The mood at halftime was a somber mix of introspection and firebrand motivation.
The Portland Timbers held a seemingly insurmountable 4-0 lead at the interval in Seattle’s last match on Aug. 28. As the Sounders listened to interim coach Brian Schmetzer rally the troops in an attempt to close the gap, the mental view of the mountain the team needed to climb must’ve spired endlessly into the sky.
“Obviously, everybody was disappointed,” Sounders captain Brad Evans said of the mood at half. “Schmetzer came in and said, ‘We’re going to do one thing. We’re going to play for the badge. If you don’t do that, I’ll take you off.’”
Schmetzer made a few tailored alterations during the course of the match, none more deeply felt than the introduction of bruising center back Roman Torres at halftime. The Sounders had been ripped to shreds defensively, pulled out of position in a multitude of ways and left to rebuild the broken pieces after 45 minutes. Fans had been awaiting Torres’ reintroduction since he tore his ACL last September, and for the second match in a row he sat on the bench, waiting.
Schmetzer’s biggest dice roll was on Torres, who slid into the back next to Chad Marshall. The Sounders had been cautious with Torres’ road to recovery, careful to sit him long enough that his tendon and the muscles around it were fully game ready. Still, it’s impossible to know until he played actual game minutes. Would he be ready when his bell rang?
Schmetzer didn’t need to wait long for an answer. Torres was ready.
Torres’ impact on the score sheet was obvious. The Sounders didn’t give up a goal in the second half and put together a worthy 45 minutes in which they scored a pair of goals to make the final score a less stinging 4-2. But a careful examination of Torres’ half in particular had to leave Schmetzer and crew with some measure of satisfaction amidst the difficult day.
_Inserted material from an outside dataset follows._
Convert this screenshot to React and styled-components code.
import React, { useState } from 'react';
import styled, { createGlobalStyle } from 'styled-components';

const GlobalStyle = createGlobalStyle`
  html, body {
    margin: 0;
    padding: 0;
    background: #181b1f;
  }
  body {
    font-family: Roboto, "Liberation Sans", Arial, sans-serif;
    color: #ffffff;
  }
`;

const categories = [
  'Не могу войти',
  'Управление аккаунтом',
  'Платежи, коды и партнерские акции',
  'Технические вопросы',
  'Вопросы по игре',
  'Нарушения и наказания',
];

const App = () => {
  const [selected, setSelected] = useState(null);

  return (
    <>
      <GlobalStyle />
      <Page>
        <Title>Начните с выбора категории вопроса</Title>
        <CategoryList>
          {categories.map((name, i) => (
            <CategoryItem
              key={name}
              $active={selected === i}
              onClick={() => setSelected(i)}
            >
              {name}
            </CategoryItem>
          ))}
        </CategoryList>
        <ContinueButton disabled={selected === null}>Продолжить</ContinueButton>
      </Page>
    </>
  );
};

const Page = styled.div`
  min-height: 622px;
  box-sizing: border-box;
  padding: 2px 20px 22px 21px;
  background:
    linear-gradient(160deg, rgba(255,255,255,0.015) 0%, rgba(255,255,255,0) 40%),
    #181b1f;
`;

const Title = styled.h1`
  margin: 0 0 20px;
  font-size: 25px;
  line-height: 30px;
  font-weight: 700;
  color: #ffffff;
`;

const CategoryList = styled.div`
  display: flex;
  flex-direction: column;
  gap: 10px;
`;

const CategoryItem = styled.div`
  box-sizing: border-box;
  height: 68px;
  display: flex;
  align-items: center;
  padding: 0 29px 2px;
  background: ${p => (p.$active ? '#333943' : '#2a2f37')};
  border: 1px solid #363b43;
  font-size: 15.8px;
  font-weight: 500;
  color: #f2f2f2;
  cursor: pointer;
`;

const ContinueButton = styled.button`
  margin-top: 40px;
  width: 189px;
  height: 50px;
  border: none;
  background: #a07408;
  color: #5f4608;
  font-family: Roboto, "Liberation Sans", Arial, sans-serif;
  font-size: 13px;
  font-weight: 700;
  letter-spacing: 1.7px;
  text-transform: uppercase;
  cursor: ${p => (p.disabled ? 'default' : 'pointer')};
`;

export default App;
If throwing Torres into a blender on the road in a blowout in which the defense had been reeling was a gamble, then it was a gamble that paid out.
The Sounders’ defense hasn’t been bad this year, which is an important way to start the discussion about how Torres works in this setup. But it’s been inconsistent and lacks a stuck-in enforcer. The Sounders are dead last in MLS in tackles per game and are 18th in interceptions. They also foul less on average than all but one team in the league, which isn’t a bad thing necessarily but does hint at a deeper truth regarding the defense. Through August, it simply didn’t get stuck in.
In truth, that isn’t the preference of any of the typical first-choice back four: Marshall, Evans, Joevin Jones and Tyrone Mears. At least in the middle, Marshall is a stand-up center back who does most of his best work aerially, while Evans’ predilection as a natural midfielder is to step up into the shallow defensive midfield and pick out passes. Both will go to ground hard, but neither is all that natural doing it.
This is the obvious entry point into why the Sounders need Torres so badly. Against the Timbers, he provided a rough-and-tumble Bad Cop to Marshall’s Good Cop, cajoling Timbers players and cleaning out challenges with a rugged and brash surety. Torres is a tremendous recovery back, and to say he’s unafraid of instigating is to say a tank is an off-road vehicle.
One of Torres’ most notable impact points had nothing to do with his play and everything to do with his personality.
At one point early in the second half, not long after Torres’ introduction, Timbers striker Fanendo Adi strode into the Sounders’ box for a corner kick. There to greet him was Torres, who immediately jostled Adi and firmly if calmly began pushing him out of the six-yard box as a rhino might push a boulder out of its way. A clearly perturbed Adi spent more time in this sequence complaining to the ref for a foul that was never coming than he did attempting to judge the flight path of the ball. The corner ultimately came to nothing.
If you’re so inclined, go back and watch Adi for the entirety of the second half. He was stymied and frustrated at every corner by Torres, who basically marked him out of the game after he was such a terror in the first half. The Sounders killer suddenly looked like a lamb.
This, in addition to his ability to track attacks, is arguably Torres’ biggest utility to a Sounders defense that lacked snarl in its current setup. He has that rare ability to infiltrate a striker’s psyche and ruin his day off the ball. And it’s why Torres is so key for this team at this particular juncture.
The Sounders are still seeking their first shutout under Schmetzer and their first overall in nearly two months. If Torres is the catalyst for a shift in that narrative, don’t say you didn’t see it coming.